2023

Klimazentrale Stuttgart

Entry type: Single project

Country/area: Germany

Publishing organisation: Stuttgarter Zeitung

Organisation size: Small

Publication date: 2022-05-18

Language: German

Authors: Jan Georg Plavec, Simon Koenigsdorff, Christian Frommeld

Biography:

Jan Georg Plavec is lead editor for data journalism, specializing in local data journalism since 2012. Simon Koenigsdorff is a data journalism trainee with particular expertise in R and environmental journalism. Christian Frommeld is a web developer who regularly helps create interactive formats.

Project description:

Klimazentrale ist a local data journalism project which shows the local impact of climate change. Using historical data, we contrast today’s weather with the realities of our parents and grandparents – showing how unnormal weather and climate have become even in Central Europe. The data is embedded in daily automated analyses for more than 500 communities. We also use the data for weekly data analyses, a live widget on our website, print infographics etc. The project is not temporarily limited, therefore impacting future reporting and implementing data and climate journalism in the print & online channels of our regional newspaper.

Impact reached:

Data and climate journalism have become regularly visible, applying a local take on a topic that is usually reported in global frames. We therefore hope to raise more awareness among our readers for the impact of climate chante on a local level.
As a direct consequence of our reporting on summer heat waves and what to do against it, a “Hitzebus” was implemented by the city council. On hot days, it drives through Stuttgart and provides homeless and poor people with drinking water, cooling devices and advice how to avoid the city heat.
The project also sparked a discussion inside our editorial board which led to a different policy for the images we use within articles about summer heat. It is no longer only happy children in the water but also people suffering from the heat.
We presented Klimazentrale at several conferences as a best practice for local newsrooms and data journalists.

Techniques/technologies used:

Data come mainly, but not exclusively, from Germany’s meteorogical service DWD. We added more data sources from the city council and the regional enviromental agency, making our data base a lot broader which enabled us to report in much more detail.
The data are being processed automatically via a Docker Container and published as Datawrapper diagrams. The automated analyses for more than 500 communities are rule-based and exported as XML directly into our online CMS.

Context about the project:

2022 was the warmest year since weather recording has started. The impact of climate change becomes visible on a local level. Yet, climate change reporting often focuses on global frames – rightly so, because it is a global issue, but for local audiences it can be hard to connect a global phenomenon with the local weather.
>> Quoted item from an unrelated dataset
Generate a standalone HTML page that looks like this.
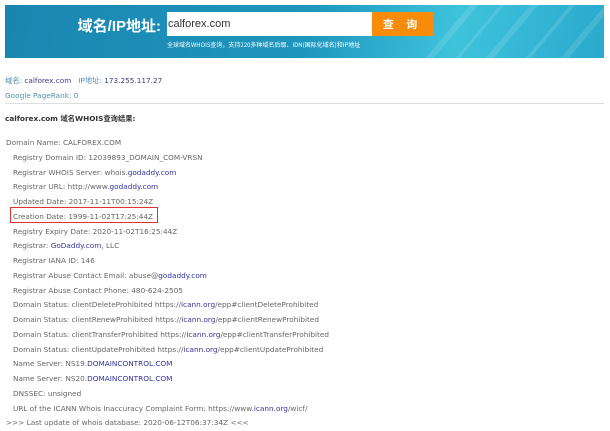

Add to this that over the years, people get used to hotter summers and winters without snow.
Our project aims to compare today’s weather with the realities of today’s parents and grandparents – different realities obviously. By demonstrating how much different the local weather was one or two generations ago, we hope to raise awareness for the impact of climate change.
We believe that climate change has to be reported on a local or even hyperlocal level and ideally on the basis of evidence and data. Yet for small teams, that can be hard – it was hard for us as well, particularly because we had to add extra data sources to get a rich and detailed data base which enables us to really report on a hyperlocal level.
We are only two journalists and one web developer. We believe that the combination of an enriched data base, automated processing and textual / infographic analysis of the data as well as the presentation in print and online channels combined with the (hyper)local approach makes Klimazentrale an outstanding data project coming from a very small team at a local newspaper.

What can other journalists learn from this project?

There is (hyper)local data on climate change out there, and it is worth the effort to open and access them. The data provide a rich source for automated reporting as well as data analyses. Local reporting on climate change can have an impact, in our case the implementation of a “Hitzebus” (“heat bus”) that supports homeless people in the city during heat waves – which unfortunately become more and more frequent.